Non sono criminali. Non sono “violenti”.
Sono Mimì e Angelo, e come tante altre persone in questa città, sono stanchi di aspettare il turno che non arriva mai. Stanchi di sentirsi dire “più tardi”, “non ora”, “forse domani”. Il problema è che il domani, per chi non ha un lavoro, è un privilegio che non si può permettere.
Il 10 luglio erano in piazza, in mezzo a centinaia di disoccupati e disoccupate. La piattaforma click day, ancora una volta, aveva negato l’accesso a chi sperava in un tirocinio, un sostegno, un’opportunità qualsiasi. Invece: un crash, una porta chiusa. E la rabbia, stavolta, è traboccata perchè esasperati.
Poi l’arresto.
Scene concitate al porto di Napoli, un blocco simbolico davanti al Molo Beverello. La polizia carica, volano manganelli e urla. Quando tutto si placa, Mimì e Angelo vengono portati via. Le accuse sono pesanti: resistenza, lesioni, danneggiamenti.

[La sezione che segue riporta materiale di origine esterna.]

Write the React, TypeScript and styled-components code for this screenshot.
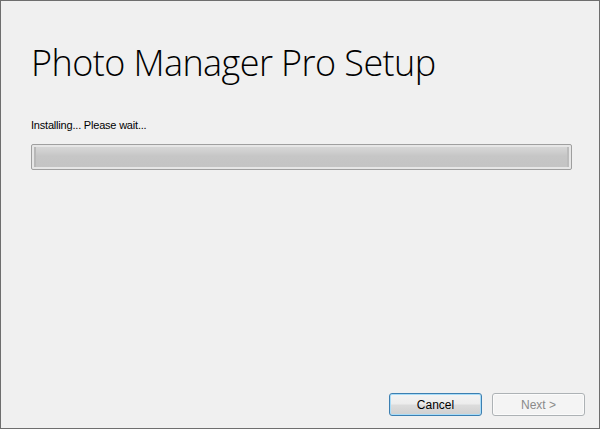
import React from "react";
import styled, { createGlobalStyle } from "styled-components";

const Global = createGlobalStyle`
  html, body { margin: 0; padding: 0; width: 600px; height: 429px; overflow: hidden; background: #f0f0f0; }
  * { box-sizing: border-box; }
`;

const Window = styled.div`
  width: 600px;
  height: 429px;
  border: 1px solid #6e6e6e;
  background: #f0f0f0;
  display: flex;
  flex-direction: column;
  padding: 0 14px 12px 30px;
`;

const Title = styled.h1`
  margin: 37px 0 0 0;
  font-family: "Open Sans", "Segoe UI", sans-serif;
  font-weight: 300;
  font-size: 36px;
  line-height: 50px;
  color: #000;
  letter-spacing: -0.58px;
`;

const Status = styled.div`
  margin-top: 30px;
  font-family: "Liberation Sans", Arial, sans-serif;
  font-size: 11px;
  line-height: 14px;
  letter-spacing: -0.2px;
  color: #000;
`;

const Track = styled.div`
  margin-top: 12px;
  width: 541px;
  height: 26px;
  border: 1px solid #9f9f9f;
  border-radius: 2px;
  background: #e6e6e6;
  padding: 2px;
`;

const Fill = styled.div`
  height: 100%;
  background: linear-gradient(to bottom, #d6d6d6 0%, #d0d0d0 20%, #c6c6c6 45%, #c4c4c4 100%);
  border-left: 2px solid #b8b8b8;
  border-right: 2px solid #bcbcbc;
`;

const Spacer = styled.div`
  flex: 1;
`;

const Footer = styled.div`
  display: flex;
  justify-content: flex-end;
  gap: 10px;
`;

const Button = styled.button<{ $primary?: boolean }>`
  width: 93px;
  height: 23px;
  font-family: "Liberation Sans", Arial, sans-serif;
  font-size: 12px;
  padding: 0;
  border-radius: 3px;
  border: 1px solid ${(p) => (p.$primary ? "#3c7fb1" : "#adb2b5")};
  color: ${(p) => (p.$primary ? "#000" : "#8a8a8a")};
  background: ${(p) =>
    p.$primary
      ? "linear-gradient(to bottom, #f4f4f4 0%, #ececec 48%, #dcdcdc 52%, #d0d0d0 100%)"
      : "#f4f4f4"};
  box-shadow: ${(p) => (p.$primary ? "inset 0 0 0 1px #a8dcf8" : "inset 0 0 0 1px #fbfbfb")};
`;

export default function App() {
  return (
    <>
      <Global />
      <Window>
        <Title>Photo Manager Pro Setup</Title>
        <Status>Installing... Please wait...</Status>
        <Track>
          <Fill />
        </Track>
        <Spacer />
        <Footer>
          <Button $primary>Cancel</Button>
          <Button disabled>Next &gt;</Button>
        </Footer>
      </Window>
    </>
  );
}
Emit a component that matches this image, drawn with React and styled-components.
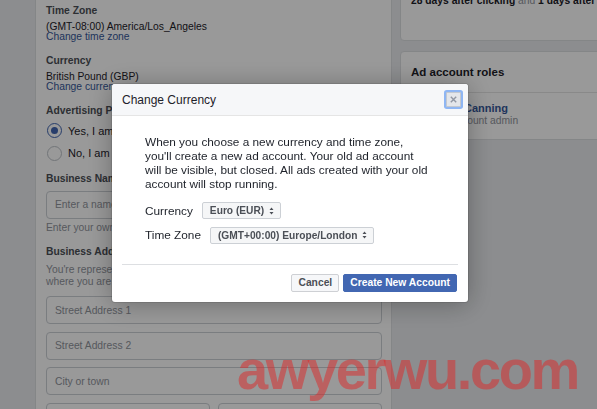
import React from "react";
import styled, { createGlobalStyle } from "styled-components";

const Global = createGlobalStyle`
  html, body { margin: 0; padding: 0; }
  body {
    background: #e9ebee;
    font-family: "Liberation Sans", Arial, sans-serif;
    width: 597px;
    height: 409px;
    overflow: hidden;
  }
`;

const Page = styled.div`
  display: flex;
  align-items: flex-start;
  gap: 8px;
  padding-left: 35px;
  height: 409px;
  overflow: hidden;
`;

const LeftPanel = styled.div`
  flex: none;
  width: 336px;
  background: #fff;
  border: 1px solid #dddfe2;
  border-top: none;
  padding: 4px 9px 40px 10px;
  font-size: 10.3px;
  color: #1d2129;
`;

const Section = styled.div`
  margin-bottom: ${(p) => p.$mb || 12.9}px;
`;

const Label = styled.div`
  font-weight: bold;
  color: #4b4f56;
  line-height: 13px;
  margin-bottom: 5.4px;
  white-space: nowrap;
`;

const Value = styled.div`
  line-height: 9.4px;
  white-space: nowrap;
`;

const Link = styled.div`
  line-height: 9.4px;
  color: #365899;
  white-space: nowrap;
`;

const RadioList = styled.div`
  display: flex;
  flex-direction: column;
  gap: 6.5px;
`;

const RadioRow = styled.div`
  display: flex;
  align-items: center;
  gap: 6px;
  height: 16px;
  white-space: nowrap;
  font-size: 11px;
`;

const RadioDot = styled.span`
  box-sizing: border-box;
  width: 15px;
  height: 15px;
  margin-left: 1px;
  border-radius: 50%;
  background: #fff;
  border: ${(p) => (p.$on ? "1.5px solid #4267b2" : "1px solid #bec3c9")};
  display: flex;
  align-items: center;
  justify-content: center;
  &::after {
    content: "";
    width: 7px;
    height: 7px;
    border-radius: 50%;
    background: ${(p) => (p.$on ? "#4267b2" : "transparent")};
  }
`;

const Input = styled.div`
  box-sizing: border-box;
  height: 28px;
  border: 1px solid #ccd0d5;
  border-radius: 4px;
  padding: 0 8px;
  display: flex;
  align-items: center;
  color: #90949c;
  font-size: 10.3px;
  white-space: nowrap;
  overflow: hidden;
`;

const Help = styled.div`
  color: #90949c;
  line-height: 12px;
  margin-top: 3.5px;
  white-space: nowrap;
`;

const InputStack = styled.div`
  display: flex;
  flex-direction: column;
  gap: 7.5px;
  margin-top: 8.3px;
`;

const HalfRow = styled.div`
  display: grid;
  grid-template-columns: 1fr 1fr;
  gap: 8px;
`;

const RightColumn = styled.div`
  flex: none;
  width: 240px;
  margin-top: -20px;
  display: flex;
  flex-direction: column;
  gap: 10px;
`;

const Card = styled.div`
  background: #fff;
  border: 1px solid #dddfe2;
  border-radius: 4px;
`;

const AttribText = styled.div`
  padding: 12px 10px 31px;
  line-height: 16px;
  font-size: 10.3px;
  color: #1d2129;
  white-space: nowrap;
  b { font-weight: bold; }
  span { color: #90949c; }
`;

const CardHeader = styled.div`
  height: 40px;
  line-height: 40px;
  padding: 0 10px;
  border-bottom: 1px solid #e5e5e5;
  font-weight: bold;
  font-size: 11.5px;
  color: #1d2129;
`;

const RoleRow = styled.div`
  display: flex;
  align-items: flex-start;
  gap: 7px;
  padding: 7px 10px;
`;

const Avatar = styled.div`
  width: 32px;
  height: 32px;
  border-radius: 50%;
  background: #c9ccd1;
`;

const RoleText = styled.div`
  margin-top: 1.5px;
  font-size: 10.3px;
  white-space: nowrap;
`;

const RoleName = styled.div`
  line-height: 13px;
  font-weight: bold;
  color: #365899;
  font-size: 11px;
`;

const RoleSub = styled.div`
  line-height: 11px;
  color: #90949c;
`;

const Overlay = styled.div`
  position: fixed;
  inset: 0;
  background: rgba(0, 0, 0, 0.4);
`;

const Modal = styled.div`
  position: fixed;
  left: 112px;
  top: 84px;
  width: 356px;
  background: #fff;
  border-radius: 3px;
  box-shadow: 0 2px 26px rgba(0, 0, 0, 0.3), 0 0 0 1px rgba(0, 0, 0, 0.1);
  overflow: hidden;
`;

const ModalHeader = styled.div`
  display: flex;
  align-items: center;
  justify-content: space-between;
  height: 31px;
  padding: 0 7px 0 10px;
  background: #f6f7f9;
  border-bottom: 1px solid #e5e5e5;
`;

const Title = styled.div`
  font-size: 12px;
  color: #1d2129;
`;

const CloseBtn = styled.div`
  width: 13px;
  height: 13px;
  background: #e4e6ea;
  border: 1px solid #c3c8d0;
  box-shadow: 0 0 0 2px #8fb6f3;
  border-radius: 1px;
  display: flex;
  align-items: center;
  justify-content: center;
`;

const ModalBody = styled.div`
  padding: 19px 20px 20px 33px;
  font-size: 11.8px;
  color: #1d2129;
`;

const Para = styled.div`
  line-height: 14px;
  white-space: nowrap;
`;

const FieldRow = styled.div`
  display: flex;
  align-items: center;
  gap: 9px;
  margin-top: ${(p) => p.$mt}px;
`;

const Select = styled.div`
  box-sizing: border-box;
  height: 17px;
  display: inline-flex;
  align-items: center;
  gap: 5px;
  padding: 0 6px 0 7px;
  background: #f5f6f7;
  border: 1px solid #ccd0d5;
  border-radius: 2px;
  font-weight: bold;
  font-size: 10.2px;
  color: #4b4f56;
  white-space: nowrap;
`;

const Divider = styled.div`
  height: 1px;
  margin: 0 10px;
  background: #dddfe2;
`;

const Footer = styled.div`
  display: flex;
  justify-content: flex-end;
  gap: 4px;
  padding: 9px 11px 10px;
`;

const Button = styled.div`
  box-sizing: border-box;
  height: 18px;
  display: flex;
  align-items: center;
  padding: 0 6px;
  border-radius: 2px;
  font-weight: bold;
  font-size: 10.3px;
  white-space: nowrap;
  border: 1px solid ${(p) => (p.$primary ? "#4267b2" : "#ced0d4")};
  background: ${(p) => (p.$primary ? "#4267b2" : "#f6f7f9")};
  color: ${(p) => (p.$primary ? "#fff" : "#4b4f56")};
`;

const Watermark = styled.div`
  position: fixed;
  left: 237px;
  top: 342px;
  font-family: "Liberation Sans", Arial, sans-serif;
  font-weight: bold;
  font-size: 56px;
  line-height: 1;
  letter-spacing: -2.4px;
  color: rgba(222, 40, 40, 0.5);
  white-space: nowrap;
  pointer-events: none;
`;

const Arrows = () => (
  <svg width="5" height="8" viewBox="0 0 5 8">
    <path d="M2.5 0.5 L4.5 3 L0.5 3 Z M2.5 7.5 L4.5 5 L0.5 5 Z" fill="#4b4f56" />
  </svg>
);

export default function App() {
  return (
    <>
      <Global />
      <Page>
        <LeftPanel>
          <Section>
            <Label>Time Zone</Label>
            <Value>(GMT-08:00) America/Los_Angeles</Value>
            <Link>Change time zone</Link>
          </Section>
          <Section>
            <Label>Currency</Label>
            <Value>British Pound (GBP)</Value>
            <Link>Change currency</Link>
          </Section>
          <Section $mb={11.3}>
            <Label>Advertising Purpose</Label>
            <RadioList>
              <RadioRow>
                <RadioDot $on />
                Yes, I am using this ad account for business purposes
              </RadioRow>
              <RadioRow>
                <RadioDot />
                No, I am using this ad account for personal purposes
              </RadioRow>
            </RadioList>
          </Section>
          <Section $mb={11.2}>
            <Label>Business Name</Label>
            <Input>Enter a name for your business</Input>
            <Help>Enter your own business name, not a client's name</Help>
          </Section>
          <Section>
            <Label>Business Address</Label>
            <Help>
              You're representing that this business address is the place
              <br />
              where you are located and conduct business.
            </Help>
            <InputStack>
              <Input>Street Address 1</Input>
              <Input>Street Address 2</Input>
              <Input>City or town</Input>
              <HalfRow>
                <Input>State</Input>
                <Input>Zip code</Input>
              </HalfRow>
            </InputStack>
          </Section>
        </LeftPanel>
        <RightColumn>
          <Card>
            <AttribText>
              <b>28 days after clicking</b> <span>and</span> <b>1 days after viewing</b>
            </AttribText>
          </Card>
          <Card>
            <CardHeader>Ad account roles</CardHeader>
            <RoleRow>
              <Avatar />
              <RoleText>
                <RoleName>Di Canning</RoleName>
                <RoleSub>Account admin</RoleSub>
              </RoleText>
            </RoleRow>
          </Card>
        </RightColumn>
      </Page>
      <Overlay />
      <Modal>
        <ModalHeader>
          <Title>Change Currency</Title>
          <CloseBtn>
            <svg width="7" height="7" viewBox="0 0 7 7">
              <path d="M0.8 0.8 L6.2 6.2 M6.2 0.8 L0.8 6.2" stroke="#9197a3" strokeWidth="1.4" />
            </svg>
          </CloseBtn>
        </ModalHeader>
        <ModalBody>
          <Para>
            When you choose a new currency and time zone,
            <br />
            you'll create a new ad account. Your old ad account
            <br />
            will be visible, but closed. All ads created with your old
            <br />
            account will stop running.
          </Para>
          <FieldRow $mt={11}>
            <span>Currency</span>
            <Select>
              Euro (EUR) <Arrows />
            </Select>
          </FieldRow>
          <FieldRow $mt={7.5}>
            <span>Time Zone</span>
            <Select>
              (GMT+00:00) Europe/London <Arrows />
            </Select>
          </FieldRow>
        </ModalBody>
        <Divider />
        <Footer>
          <Button>Cancel</Button>
          <Button $primary>Create New Account</Button>
        </Footer>
      </Modal>
      <Watermark>awyerwu.com</Watermark>
    </>
  );
}
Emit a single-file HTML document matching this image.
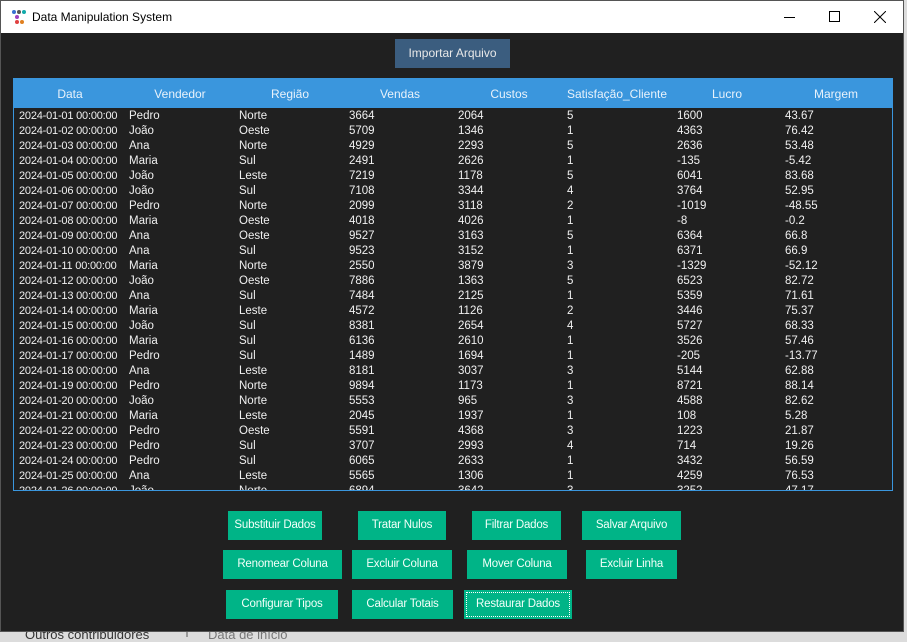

Per molti, un atto di repressione più che di giustizia.
Oggi Mimì e Angelo sono di nuovo liberi. Le misure cautelari cadono, ma resta un processo da affrontare. Fuori dal Tribunale, cori e striscioni li accolgono come simboli di qualcosa di più grande:
“Lottare per il lavoro non è un reato.”
Ma chi sono, davvero, Mimì e Angelo?
Non sono solo due nomi finiti in un verbale. Sono padri, figli, amici, disoccupati cronici, cittadini invisibili. Hanno marciato a testa alta con i movimenti del 7 Novembre e del Cantiere 167. Hanno urlato “vogliamo dignità” davanti ai palazzi delle istituzioni. Hanno sperato, protestato, resistito.
Quello che chiedono non è carità, ma trasparenza, ascolto e giustizia sociale.
Quello che vivono è una guerra silenziosa fatta di promesse spezzate, riforme mai arrivate, piattaforme che crollano proprio quando dovrebbero offrire futuro.
E se Mimì e Angelo sono finiti in carcere per aver alzato la voce, la vera domanda dovrebbe essere: “perché così tante persone sono costrette a urlare per essere ascoltate?”
“Non abbiamo nulla da perdere, se non un presente fatto di sfruttamento e un futuro che non ci è concesso.”
“Ci vogliono obbedienti, divisi, silenziosi. Ma noi siamo tanti, uniti, e non ci faremo spegnere.”
Intanto, le bandiere palestinesi sventolano accanto ai volti dei due manifestanti. Il legame tra chi lotta per la casa, il pane e la dignità qui o altrove è più vivo che mai.
Oggi Napoli ha visto la solidarietà farsi massa.